Age bans are turning online safety into platform infrastructure engineering.

Age bans push platforms into compliance test
Summary
  • The UK plans to ban under 16s from using certain social media platforms, with implementation expected in spring 2027.
  • Platforms will need stronger age assurance, feature controls, safety testing, and evidence that systems work in practice.
  • The policy direction across several markets is shifting online safety from moderation after harm towards upstream product design and access control.

The UK government is preparing to ban under 16s from using certain social media platforms, placing age assurance and child safety controls at the centre of platform regulation.

The government says regulations will be laid before the end of the year, with changes expected to be implemented in spring 2027. The plan follows a national consultation and would sit alongside restrictions on high-risk features for under 18s, including livestreaming and contact from strangers on some online services.

The UK’s approach is modelled partly on Australia’s under 16 social media ban, although the final scope will depend on regulations and Ofcom guidance. The government says it does not intend messaging services such as WhatsApp and Signal to be included in the social media ban, while 16 and 17 year olds would still be able to access social media but with livestreaming and stranger contact switched off by default.

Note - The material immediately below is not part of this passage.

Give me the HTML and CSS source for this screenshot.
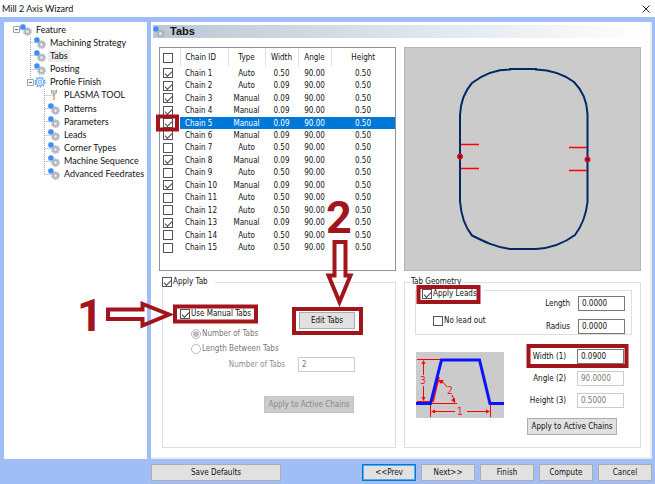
FILE: index.html
```html
<!DOCTYPE html>
<html lang="en">
<head>
<meta charset="utf-8">
<title>Mill 2 Axis Wizard</title>
<link rel="stylesheet" href="styles.css">
</head>
<body>
<svg class="defs" aria-hidden="true">
  <symbol id="gears" viewBox="0 0 12 12">
    <circle cx="7.500" cy="7.600" r="3.700" fill="none" stroke="#b3b7c0" stroke-width="1.400" stroke-dasharray="1.500 .8"/>
    <circle cx="7.500" cy="7.600" r="2.400" fill="#e4e6ec" stroke="#adb1bc" stroke-width="1.700"/>
    <circle cx="2.900" cy="2.900" r="2.700" fill="#3f8cf4"/>
    <circle cx="2.900" cy="2.900" r="2.600" fill="none" stroke="#6aa8fa" stroke-width=".8" stroke-dasharray="1 .8"/>
  </symbol>
  <symbol id="gear" viewBox="0 0 12 12">
    <circle cx="6" cy="6" r="4.900" fill="none" stroke="#5aa2ee" stroke-width="1.400" stroke-dasharray="1.600 1.480"/>
    <circle cx="6" cy="6" r="3.800" fill="#e8f3ff" stroke="#62a8f0" stroke-width="1"/>
    <circle cx="6" cy="6" r="1.600" fill="#fff" stroke="#62a8f0" stroke-width=".9"/>
  </symbol>
  <symbol id="torch" viewBox="0 0 12 12">
    <path d="M3.500 1v2.500L5 5.500h2l1.500-2V1M5 1v3h2V1" fill="none" stroke="#9a9a9a" stroke-width="1"/>
    <path d="M6 5.500V11" stroke="#e9a154" stroke-width="1.600"/>
  </symbol>
</svg>
<header class="titlebar">
  <h1>Mill 2 Axis Wizard</h1>
  <button class="close" aria-label="Close"><svg viewBox="0 0 8 8"><path d="M.5.5l7 7M7.500.5l-7 7" stroke="#222" fill="none"/></svg></button>
</header>
<div class="frame">
  <nav class="tree" aria-label="Steps">
    <svg class="lines" viewBox="0 0 60 158" aria-hidden="true">
      <g fill="none" stroke="#a8a8a8" stroke-dasharray="1 1">
        <path d="M12 6.500h8M22.500 14v46M22.500 19.500h9M22.500 32.500h9M22.500 46.500h9M27 59.500h6M36.500 66v86M36.500 72.500h9M36.500 85.500h9M36.500 98.500h9M36.500 112.500h9M36.500 125.500h9M36.500 138.500h9M36.500 151.500h9"/>
      </g>
      <g fill="#fff" stroke="#a2a2a2"><path d="M5.500 3.500h6v6h-6zM19.500 56.500h6v6h-6z"/></g>
      <path d="M7 6.500h3M21 59.500h3" stroke="#4668a8"/>
    </svg>
    <ul>
      <li class="level-0"><svg><use href="#gears"/></svg><span>Feature</span></li>
      <li class="level-1"><svg><use href="#gears"/></svg><span>Machining Strategy</span></li>
      <li class="level-1"><svg><use href="#gears"/></svg><span class="current">Tabs</span></li>
      <li class="level-1"><svg><use href="#gears"/></svg><span>Posting</span></li>
      <li class="level-1"><svg><use href="#gear"/></svg><span>Profile Finish</span></li>
      <li class="level-2"><svg><use href="#torch"/></svg><span>PLASMA TOOL</span></li>
      <li class="level-2"><svg><use href="#gears"/></svg><span>Patterns</span></li>
      <li class="level-2"><svg><use href="#gears"/></svg><span>Parameters</span></li>
      <li class="level-2"><svg><use href="#gears"/></svg><span>Leads</span></li>
      <li class="level-2"><svg><use href="#gears"/></svg><span>Corner Types</span></li>
      <li class="level-2"><svg><use href="#gears"/></svg><span>Machine Sequence</span></li>
      <li class="level-2"><svg><use href="#gears"/></svg><span>Advanced Feedrates</span></li>
    </ul>
  </nav>
  <main class="page">
    <h2><svg><use href="#gears"/></svg>Tabs</h2>
    <div class="content">
      <div class="list">
        <table>
          <colgroup><col class="c-check"><col class="c-id"><col class="c-type"><col class="c-width"><col class="c-angle"><col></colgroup>
          <thead><tr><th><input type="checkbox" aria-label="Select all"></th><th>Chain ID</th><th>Type</th><th>Width</th><th>Angle</th><th>Height</th></tr></thead>
          <tbody>
            <tr><td><input type="checkbox" aria-label="Chain 1" checked></td><td>Chain 1</td><td>Auto</td><td>0.50</td><td>90.00</td><td>0.50</td></tr>
            <tr><td><input type="checkbox" aria-label="Chain 2" checked></td><td>Chain 2</td><td>Auto</td><td>0.09</td><td>90.00</td><td>0.50</td></tr>
            <tr><td><input type="checkbox" aria-label="Chain 3" checked></td><td>Chain 3</td><td>Manual</td><td>0.09</td><td>90.00</td><td>0.50</td></tr>
            <tr><td><input type="checkbox" aria-label="Chain 4" checked></td><td>Chain 4</td><td>Manual</td><td>0.09</td><td>90.00</td><td>0.50</td></tr>
            <tr class="selected"><td><input type="checkbox" aria-label="Chain 5" checked></td><td>Chain 5</td><td>Manual</td><td>0.09</td><td>90.00</td><td>0.50</td></tr>
            <tr><td><input type="checkbox" aria-label="Chain 6" checked></td><td>Chain 6</td><td>Manual</td><td>0.09</td><td>90.00</td><td>0.50</td></tr>
            <tr><td><input type="checkbox" aria-label="Chain 7"></td><td>Chain 7</td><td>Auto</td><td>0.50</td><td>90.00</td><td>0.50</td></tr>
            <tr><td><input type="checkbox" aria-label="Chain 8" checked></td><td>Chain 8</td><td>Manual</td><td>0.09</td><td>90.00</td><td>0.50</td></tr>
            <tr><td><input type="checkbox" aria-label="Chain 9"></td><td>Chain 9</td><td>Auto</td><td>0.50</td><td>90.00</td><td>0.50</td></tr>
            <tr><td><input type="checkbox" aria-label="Chain 10" checked></td><td>Chain 10</td><td>Manual</td><td>0.09</td><td>90.00</td><td>0.50</td></tr>
            <tr><td><input type="checkbox" aria-label="Chain 11"></td><td>Chain 11</td><td>Auto</td><td>0.50</td><td>90.00</td><td>0.50</td></tr>
            <tr><td><input type="checkbox" aria-label="Chain 12"></td><td>Chain 12</td><td>Auto</td><td>0.50</td><td>90.00</td><td>0.50</td></tr>
            <tr><td><input type="checkbox" aria-label="Chain 13" checked></td><td>Chain 13</td><td>Manual</td><td>0.09</td><td>90.00</td><td>0.50</td></tr>
            <tr><td><input type="checkbox" aria-label="Chain 14"></td><td>Chain 14</td><td>Auto</td><td>0.50</td><td>90.00</td><td>0.50</td></tr>
            <tr><td><input type="checkbox" aria-label="Chain 15"></td><td>Chain 15</td><td>Auto</td><td>0.50</td><td>90.00</td><td>0.50</td></tr>
          </tbody>
        </table>
      </div>
      <div class="preview">
        <svg viewBox="0 0 235 222" role="img" aria-label="Profile with tabs">
          <path d="M55 153V67C55.500 55 60 43 67 35C78 26.500 90 21.500 105 21.500V21H131V21.500C146 22 159 26.500 169 34C177 42 182 54 182.500 66V154C181 168 176 179 170 187C160 194.500 147 200 131 201H105C90 199 78 193 67 187.500C60 179 56 167 55 153Z" fill="none" stroke="#002a66" stroke-width="2"/>
          <path d="M56 96.500h18M56 120.500h18M164 99.500h18M164 122.500h18" stroke="#f00" stroke-width="1.300" fill="none"/>
          <circle cx="55" cy="108.500" r="2.200" fill="#5b1034" stroke="#e0101c" stroke-width="1.600"/>
          <circle cx="182.500" cy="111.500" r="2.200" fill="#5b1034" stroke="#e0101c" stroke-width="1.600"/>
        </svg>
      </div>
      <fieldset class="group apply-tab">
        <legend><label class="check"><input type="checkbox" checked>Apply Tab</label></legend>
        <div class="manual">
          <label class="check"><input type="checkbox" checked>Use Manual Tabs</label>
          <button class="edit">Edit Tabs</button>
        </div>
        <div class="modes">
          <label class="check off"><input type="radio" name="mode" checked disabled>Number of Tabs</label>
          <label class="check off"><input type="radio" name="mode" disabled>Length Between Tabs</label>
        </div>
        <div class="count"><label class="faint" for="count">Number of Tabs</label><input type="text" id="count" value="2" disabled></div>
        <button class="apply" disabled>Apply to Active Chains</button>
      </fieldset>
      <fieldset class="group geometry">
        <legend>Tab Geometry</legend>
        <fieldset class="leads">
          <legend><label class="check"><input type="checkbox" checked>Apply Leads</label></legend>
          <label class="check no-lead"><input type="checkbox">No lead out</label>
          <div class="lead-fields">
            <label for="length">Length</label><input type="text" id="length" value="0.0000">
            <label for="radius">Radius</label><input type="text" id="radius" value="0.0000">
          </div>
        </fieldset>
        <div class="dimensions">
          <svg class="diagram" viewBox="0 0 88 66" role="img" aria-label="Tab dimensions">
            <path d="M0 0h88v66H0z" fill="#cbcbcb"/>
            <g stroke="#f00" fill="none">
              <path d="M1 7.500h25M1 49.500h14M7.500 9v14M7.500 34v14M16 51.500h25M14.500 53v12M74.500 53v12M16 59.500h23M51 59.500h22"/>
              <path d="M17 50l6-25" stroke-width="1.500"/>
              <path d="M24 29q5 2 7 6M36 43l3 7"/>
            </g>
            <path d="M7.500 8l-2 4h4zM7.500 49l-2-4h4zM15 59.500l4-2v4zM74 59.500l-4-2v4zM22 28l6 0-3 4zM39 51l-4-3 4-2z" fill="#f00"/>
            <g class="marks"><text x="4" y="32">3</text><text x="31" y="42">2</text><text x="41" y="63">1</text></g>
            <path d="M0 51.500H14.500L25.500 8H63.500L74 51.500H88" fill="none" stroke="#0a14ff" stroke-width="3"/>
          </svg>
          <div class="fields">
            <label for="width">Width (1)</label><input type="text" id="width" value="0.0900">
            <label for="angle">Angle (2)</label><input type="text" id="angle" value="90.0000" disabled>
            <label for="height">Height (3)</label><input type="text" id="height" value="0.5000" disabled>
            <button class="apply">Apply to Active Chains</button>
          </div>
        </div>
      </fieldset>
    </div>
  </main>
  <footer>
    <button class="save">Save Defaults</button>
    <button class="default">&lt;&lt;Prev</button>
    <button>Next&gt;&gt;</button>
    <button>Finish</button>
    <button>Compute</button>
    <button>Cancel</button>
  </footer>
</div>
<svg class="callouts" width="655" height="484" aria-hidden="true">
  <g fill="none" stroke="#a3151d" stroke-width="4">
    <path d="M158 116.500h19v13h-19zM175 306.500h81v15h-81zM294 309h67v24h-67zM418.500 287h60v15h-60zM528.500 346h98v20h-98z"/>
    <path d="M108 309.500H142.500V304L169 314.500L142.500 325.500V319H108Z"/>
    <path d="M334.500 242H345.500V275.500H350.500L339.500 302L328.500 275.500H334.500Z"/>
  </g>
  <text x="77" y="331">1</text>
  <text x="326" y="233">2</text>
</svg>
</body>
</html>
```
FILE: styles.css
```css
* { box-sizing: border-box; }

body {
  margin: 0;
  min-height: 100vh;
  display: flex;
  flex-direction: column;
  position: relative;
  background: #fff;
  color: #111;
  font: 8px/10px "DejaVu Sans Condensed", "DejaVu Sans", sans-serif;
}

.defs { position: absolute; width: 0; height: 0; }

h1, h2, ul { margin: 0; padding: 0; }

.titlebar {
  display: flex;
  justify-content: space-between;
  align-items: center;
  height: 17px;
  padding: 0 5px 0 2px;
}
h1 { font: 9px/14px Lato, sans-serif; }
.close { width: 8px; height: 8px; padding: 0; border: 0; background: none; }
.close svg { display: block; }

.frame {
  flex: 1;
  display: grid;
  grid-template-columns: 143px 1fr;
  grid-template-rows: 1fr auto;
  gap: 5px 4px;
  padding: 5px 3px 3px 4px;
  background: #a0bdf5;
}

.tree { position: relative; background: #fff; }
.lines { position: absolute; left: 4px; top: 1px; width: 60px; height: 158px; }
.tree ul {
  position: relative;
  display: grid;
  grid-auto-rows: 1fr;
  height: 158px;
  margin-top: 1px;
  list-style: none;
  font: 9px/12px Lato, sans-serif;
}
.tree li { display: flex; align-items: center; gap: 2px; white-space: nowrap; }
.tree li svg { width: 12px; height: 12px; }
.tree span { padding: 0 2px; }
.tree .current { background: #ededed; }
.level-0 { padding-left: 16px; }
.level-1 { padding-left: 30px; }
.level-2 { padding-left: 44px; }

.page {
  background: #fff;
  border-right: 2px solid #ececec;
  border-bottom: 2px solid #ececec;
  padding: 3px 0 0 2px;
}
h2 {
  display: flex;
  align-items: center;
  gap: 5px;
  height: 13px;
  background: linear-gradient(90deg, #bac8d4, #fff);
  font: bold 11px/13px "Liberation Sans", sans-serif;
}
h2 svg { width: 12px; height: 12px; }

.content {
  display: grid;
  grid-template-columns: 1fr 1fr;
  gap: 6px 8px;
  padding: 9px 9px 0 6px;
}

.list { height: 224px; border: 1px solid #8f949b; }
table { width: 100%; height: 206px; table-layout: fixed; border-collapse: collapse; }
.c-check { width: 20px; }
.c-id { width: 48px; }
.c-type { width: 37px; }
.c-width { width: 33px; }
.c-angle { width: 33px; }
th, td { padding: 1px 0 0; font-weight: normal; text-align: center; white-space: nowrap; }
thead tr { height: 19px; }
th + th { border-left: 1px solid #e2e2e2; }
th:nth-child(2), td:nth-child(2) { padding-left: 5px; text-align: left; }
th:first-child, td:first-child { padding: 0 0 0 3px; }
td input, th input { display: block; }
.selected td { background: #0078d7; color: #fff; }
.selected td:first-child { background: #fff; }

.preview { background: #cbcbcb; border: 1px solid #b5b5b5; }
.preview svg { display: block; width: 100%; height: 222px; }

input { margin: 0; font: inherit; color: inherit; }
input[type="checkbox"], input[type="radio"] {
  appearance: none;
  flex: none;
  width: 10px;
  height: 10px;
  border: 1px solid #555;
  background: #fff;
}
input[type="checkbox"]:checked::after {
  content: "";
  display: block;
  width: 6px;
  height: 3px;
  margin: 2px 0 0 1px;
  border: solid #444;
  border-width: 0 0 1px 1px;
  transform: rotate(-45deg);
}
input[type="radio"] { border-color: #bbb; border-radius: 50%; padding: 1px; }
input[type="radio"]:checked::after {
  content: "";
  display: block;
  height: 6px;
  border-radius: 50%;
  background: #bdbdbd;
}
input[type="text"] {
  width: 47px;
  height: 15px;
  padding: 0 3px;
  border: 1px solid #777;
  background: #fff;
}
input[type="text"]:disabled { border-color: #ccc; color: #777; }

.check { display: flex; align-items: center; gap: 1px; white-space: nowrap; }
.off { color: #777; }
.faint { color: #8e8e8e; }

button {
  height: 17px;
  padding: 0;
  border: 1px solid #adadad;
  background: #e1e1e1;
  color: #111;
  font: inherit;
  white-space: nowrap;
}
button:disabled { background: #ccc; border-color: #c2c2c2; color: #888; }

fieldset { min-width: 0; margin: 0; padding: 0; border: 1px solid #dedede; }
legend { padding: 0; }
.group { height: 171px; }

.apply-tab { margin-left: 3px; }
.apply-tab > legend { margin-left: -1px; padding-right: 7px; }
.manual {
  display: flex;
  justify-content: space-between;
  align-items: flex-start;
  padding: 22px 40px 0 17px;
}
.edit { width: 56px; margin-top: 3px; }
.modes { display: grid; gap: 5px; padding-left: 28px; }
.count {
  display: flex;
  justify-content: flex-end;
  align-items: center;
  gap: 13px;
  padding: 3px 40px 0 0;
}
.count input { width: 57px; }
.apply { width: 90px; }
.apply-tab .apply { display: block; margin: 24px 41px 0 auto; }

.geometry > legend { margin-left: 6px; }
.leads {
  display: flex;
  justify-content: space-between;
  height: 54px;
  margin: -6px 8px 0 10px;
}
.leads > legend { margin-left: 6px; padding: 8px 7px 0 0; }
.no-lead { margin: 8px 0 0 17px; }
.lead-fields, .fields { display: grid; align-items: center; justify-items: end; }
.lead-fields {
  grid-template-columns: auto auto;
  gap: 8px;
  margin: -3px 6px 0 0;
  align-content: start;
}
.dimensions {
  display: flex;
  justify-content: space-between;
  align-items: flex-start;
  padding: 14px 16px 0 11px;
}
.diagram { width: 88px; height: 66px; margin-top: 3px; }
.marks { fill: #e8202a; font: 10px "DejaVu Sans Condensed", "DejaVu Sans", sans-serif; }
.fields { grid-template-columns: auto auto; gap: 7px 8px; }
.fields .apply { grid-column: 1 / -1; margin: 3px 7px 0 0; }

footer { grid-column: 2; display: flex; gap: 5px; }
footer button { width: 54px; }
.save { flex: 0 0 130px; margin-right: auto; }
.default { border: 1px solid #0078d7; box-shadow: inset 0 0 0 1px #5aa9e6; }

.callouts { position: absolute; left: 0; top: 0; pointer-events: none; }
.callouts text { fill: #a3151d; font: 700 45px Roboto, sans-serif; }
```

The compliance problem is technical as well as legal. Platforms will need to know whether users are under 16, enforce minimum ages, restrict certain features, handle appeals, and demonstrate that controls are accurate, robust, reliable, and fair. That moves age assurance from a policy debate into product architecture, affecting onboarding, account recovery, parental controls, recommender systems, moderation workflows, device signals, privacy notices, and audit evidence.

The policy tension is difficult to avoid. Stronger age checks may reduce exposure to harmful content and unsafe contact, but they can also create privacy and exclusion risks if services collect more identity data than necessary. Regulators will need to balance effectiveness with data minimisation, accessibility, bias, security, and the possibility that children move to less visible spaces online. Platforms will argue that blunt bans are hard to enforce, while ministers are responding to public pressure for stronger child safety rules.

Ofcom has already told online services to keep underage children off platforms where minimum ages apply, make feeds safer, tackle grooming, and test products properly. The UK’s Online Safety Act created duties around illegal harms and children’s safety, while the proposed under 16 ban would add a stronger access control layer on top of existing obligations.

For platforms, the cost will not be limited to legal compliance. Product design will have to change if messaging, livestreaming, recommendations, account access, and contact features are restricted by age. Advertising models may also be affected where younger users become harder to reach, classify, or monetise. Smaller platforms and online services could face disproportionate compliance costs if they need high-confidence age checks without the engineering resources of the largest companies.

The age assurance market is likely to grow, but it will face heavy scrutiny. Vendors offering document checks, facial age estimation, reusable digital identity, device-based signals, or parental approval systems will need to prove accuracy, security, and privacy protection. False positives can exclude legitimate users, while false negatives can expose children to harm. Bias, data retention, consent, and breach risk will become procurement questions.

The political momentum behind age bans reflects declining patience with voluntary platform safety measures. Governments are no longer only asking companies to remove harmful content after it appears. They are demanding upstream controls that prevent certain users from accessing particular services or features in the first place.

For years, major platforms optimised growth, engagement, and advertising performance. The next phase of online safety regulation will require them to prove who can use a product, how age-sensitive risks are controlled, and whether safety systems hold up under real user behaviour.